In the dim, smoke-choked warehouse of *Princess Switch: The Bitter Revenge*, the air doesn’t just smell of dust and rust—it reeks of betrayal, desperation, and the kind of sorrow that claws its way up your throat until you can’t tell if you’re crying or choking. What begins as a frantic crawl across concrete—Ling’s hands trembling, her pearl necklace catching faint glints of emergency light like tiny, accusing eyes—quickly spirals into one of the most emotionally brutal sequences in recent short-form drama. Ling, dressed in that elegant brown silk dress with its ornate chain belt, isn’t just searching for someone; she’s hunting for proof that the world hasn’t completely unraveled. Her movements are jagged, uncoordinated—not because she’s weak, but because grief has rewired her nervous system. Every step is a gamble against collapse. She clutches a crumpled white handkerchief, not as a prop, but as a lifeline: it’s soaked in tears, yes, but also in something darker—maybe blood, maybe ash, maybe the residue of a lie she finally stopped believing.
Then we see her find Xiao Mei. Not alive. Not dead. Somewhere in between—a body half-covered by a white skirt, face slack, lips parted as if mid-sentence, mid-scream, mid-prayer. The camera lingers on Xiao Mei’s ear, where a delicate pearl earring still dangles, untouched by the chaos. That detail alone tells us everything: this wasn’t random violence. This was personal. Intimate. Calculated. Ling doesn’t scream. She doesn’t collapse. She *kneels*, and the transition from horror to fury is so seamless it feels like a single breath held too long. Her fingers press into Xiao Mei’s jaw—not to check for a pulse, but to *wake* her. To demand an answer. To punish her for leaving. That moment, when Ling grips Xiao Mei’s face with both hands, her knuckles white, her own mascara streaked like war paint—it’s not maternal. It’s not even sisterly. It’s possession. A refusal to let go of the last thread connecting her to a reality where justice still exists.
What follows is less rescue, more resurrection-by-will. Ling drags Xiao Mei upright, supporting her like a puppet whose strings she’s just reattached. Xiao Mei stirs—not fully conscious, but aware enough to flinch at the touch of the handkerchief pressed to her mouth.

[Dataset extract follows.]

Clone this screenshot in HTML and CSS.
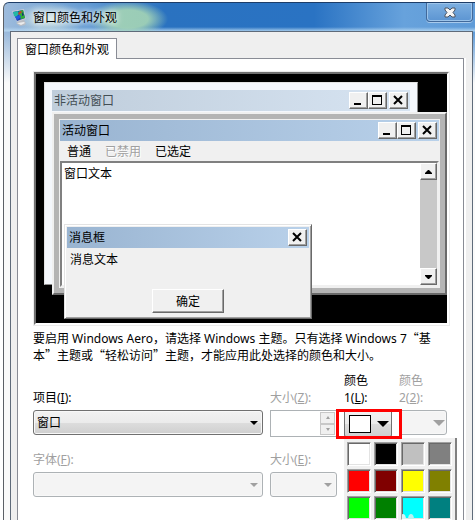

Ling forces it there, not to soothe, but to *silence*. To protect. To remind her: *You’re still here. And I’m not letting you vanish again.* Their shared stumble through the warehouse, past stacked cardboard boxes labeled with forgotten brands, feels like walking through the ruins of their former lives. Every footstep echoes with the weight of unsaid confessions. The smoke thickens. The lighting shifts from cold blue to bruised violet—cinematic chiaroscuro that mirrors their internal states: Ling, all sharp angles and suppressed rage; Xiao Mei, soft edges dissolving into confusion and fear.
Then, the man arrives. Jian, in his gray suit and wire-rimmed glasses, holding a fire extinguisher like it’s a holy relic. His entrance isn’t heroic—it’s hesitant, almost apologetic. He doesn’t rush in. He *assesses*. That’s the chilling part: he knows the rules of this game. He knows Ling won’t thank him. He knows Xiao Mei won’t trust him. Yet he steps forward anyway, not to take control, but to *witness*. His presence doesn’t resolve the tension; it deepens it. Because now we see the triangle: Ling’s devotion, Xiao Mei’s fragility, Jian’s ambiguous loyalty. Is he here to help? To report? To finish what was started? The ambiguity is the point. *Princess Switch: The Bitter Revenge* thrives in these gray zones—where love looks like suffocation, and mercy wears the face of complicity.
The climax isn’t a fight. It’s a transfer. Ling opens her palm. Inside rests a small red cloth bundle, tightly wound, pulsing with symbolic weight. She doesn’t speak. She doesn’t need to. Xiao Mei stares at it, then at Ling’s tear-streaked face, then back at the bundle—and her breath hitches. That’s when we realize: this isn’t just a token. It’s a confession. A key. A curse. The red fabric matches the lining of Ling’s coat, the ribbon in Xiao Mei’s hair from earlier scenes (if you caught the flashback), the thread used to stitch the broken locket they both wore as girls. It’s *memory*, made tangible. When Xiao Mei finally takes it, her fingers brushing Ling’s—both women tremble. Not from weakness. From recognition. From the unbearable intimacy of shared trauma. Ling’s expression shifts: the fury recedes, replaced by something far more devastating—relief laced with guilt. She gave Xiao Mei the truth. And now, there’s no going back.
This sequence redefines what short-form drama can achieve. No grand explosions. No monologues. Just hands, faces, fabric, and silence screaming louder than any soundtrack. *Princess Switch: The Bitter Revenge* doesn’t ask us to pick sides. It asks us to sit in the rubble with them—and wonder which of us would break first.